I'm experimenting with very simple but fast compression algorithms
with the aim to do a third-party filter in HDF5. During my
implementation it seems like that the additional copy that requires
HDF5 in order to tranfer the data from the filter output buffer to
the final destination data area is going to have some impact in the
final performance (for decompression purposes, mainly).

Is this LZO or do you something even faster in the works?

Well, I can tell that what I'm cooking is a sort of mix with a fast
compressor/decompressor (based on the excellent FastLZ) and shuffling
capabilities in an integrated package. This combination is pretty fast
for many datasets, reaching decompressing speeds that are similar to a
plain memcpy (most specially for 4-byte and 8-byte wide data types).
This is why I am trying to avoid as much copies as I can.

2) I suppose that it is very unlikely that the destination area for
the filter would coincide with the final data area because the HDF5
data type conversion machinery could still be in the middle.

If you're talking about the copy HDF5 has to do to write to the
user's data area, it seems like there's an even bigger obstacle; the
destination dataspace isn't guaranteed to be contiguous. You'd have
to assume responsibility for scattering each chunk to its
destination, or restrict yourself to the case of contiguous memory
for read/write.

Yeah, I supposed that this is going to be difficult for every case. I
was thinking on situations where the user wants a contiguous part of
the underlying disk dataset, and he is providing a contiguous (and
properly aligned) buffer as memory container too. Don't know whether
this scenario can be communicated to HDF5 or not.

As I mentioned in my last note, it is communicated to the internals of the raw data I/O routines, but I think it's going to require quite a bit more work to carry down further, to the filter code for chunked dataset I/O.
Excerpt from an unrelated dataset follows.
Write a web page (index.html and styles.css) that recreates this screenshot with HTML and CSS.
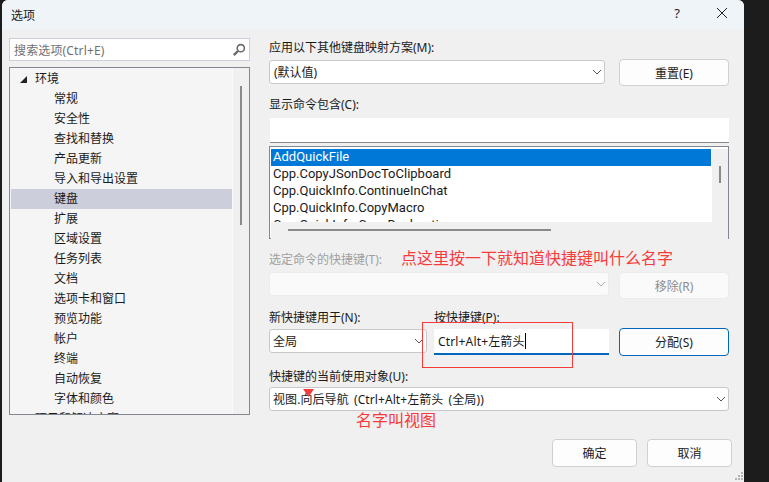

Apart from 1), I suppose that if my guess in 2) is correct, perhaps
the type conversion could still be inhibited in the case that a
conversion would not be necessary (i.e. when disk types and memory
types match).

I know type conversion for e.g. H5Tconvert (and for any custom
conversion callbacks you write) is performed in-place. This might
help avoid extra copying.

Aha, could be.

Finally, I've been thinking that, provided that the contiguous user
buffer can be used, and in order to avoid an API change, HDF5 could use
*that* buffer to put the compressed data and then let the filter do an
in-place decompression. Of course, as in-place decompression is
difficult, the filter should internally do a copy of the compressed
data first, but this could be much faster than doing the copy with the
decompressed data itself (i.e. there is less data to be copied). But I
suppose this is going to be really difficult as it would suppose an
important change in HDF5 data workflow :-\

Yup.

Quincey

···

On Apr 30, 2009, at 1:46 PM, Francesc Alted wrote:

Francesc_Alted2 · May 1, 2009, 9:11am

Hi Quincey,

A Friday 01 May 2009, Quincey Koziol escrigué:

> 1) Adding the possibility of the new signature could be complex and
> may
> require an API change in HDF5.

  More than an API change, certainly...

> 2) I suppose that it is very unlikely that the destination area for
> the
> filter would coincide with the final data area because the HDF5
> data type conversion machinery could still be in the middle.

  It's definitely in the middle, along with the gather/scatter code
for handling dataspace selections.

> Apart from 1), I suppose that if my guess in 2) is correct, perhaps
> the
> type conversion could still be inhibited in the case that a
> conversion would not be necessary (i.e. when disk types and memory
> types match).

  It would be possible to optimize for a situation where there was no
datatype conversion and the dataspace's gather/scatter was equivalent
to a memcpy(), but I think that's a small percentage of the use cases
and probably would argue against the effort of making the internal
architecture changes necessary to support it.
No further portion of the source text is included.